Personal information
- Nationality: British (Jersey)
- Born: 12 July 1991 (age 35) Jersey

Sport
- Sport: Lawn bowls
- Club: Sun BC

Medal record
Representing Jersey
Atlantic Bowls Championships
| Bronze medal – third place | 2011 Paphos | singles |
| Bronze medal – third place | 2011 Paphos | pairs |
| Silver medal – second place | 2019 Cardiff | fours |
British Isles Championships
| Gold medal – first place | 2016 | fours |
| Gold medal – first place | 2019 | pairs |
| Gold medal – first place | 2023 | pairs |

= Malcolm De Sousa =

Jersey bowls player (born 1991)

Malcolm De Sousa (born 12 July 1991) is an international bowls player from Jersey.

==Bowls career==
De Sousa represented Jersey at the 2010 Commonwealth Games, the 2014 Commonwealth Games and the 2018 Commonwealth Games

In 2011 he won singles and pairs bronze medals at the Atlantic Bowls Championships and in 2019 he won the fours silver medal at the Atlantic Bowls Championships.

De Sousa has won two British titles, winning the fours in 2016 and pairs in 2019 at the British Isles Bowls Championships. In 2020 he was selected for the 2020 World Outdoor Bowls Championship in Australia.

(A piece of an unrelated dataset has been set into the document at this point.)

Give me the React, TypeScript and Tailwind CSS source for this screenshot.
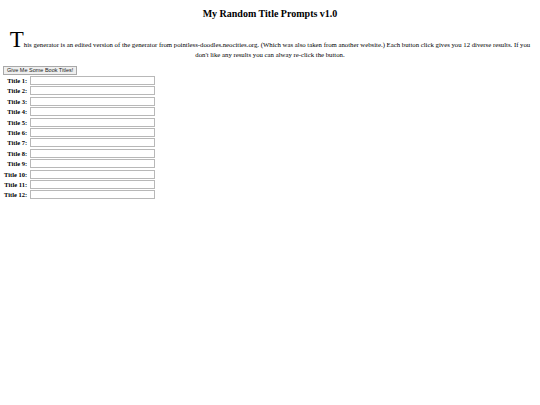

In October 2021, De Sousa was selected to represent Jersey in the 2022 Commonwealth Games being held in Birmingham. He duly competed in the men's triples and the men's fours at the 2022 Commonwealth Games.

In 2023, he won the pairs title for the second time, with Ross Davis at the British Isles Bowls Championships, held in Ayr. Later in 2023, he was selected as part of the team to represent Jersey at the 2023 World Outdoor Bowls Championship. He participated in the men's singles and the men's pairs events.

Having been selected for his fifth Commonwealth Games, De Sousa was Jersey's flagbearer at the opening ceremony of the 2026 edition in Glasgow, Scotland.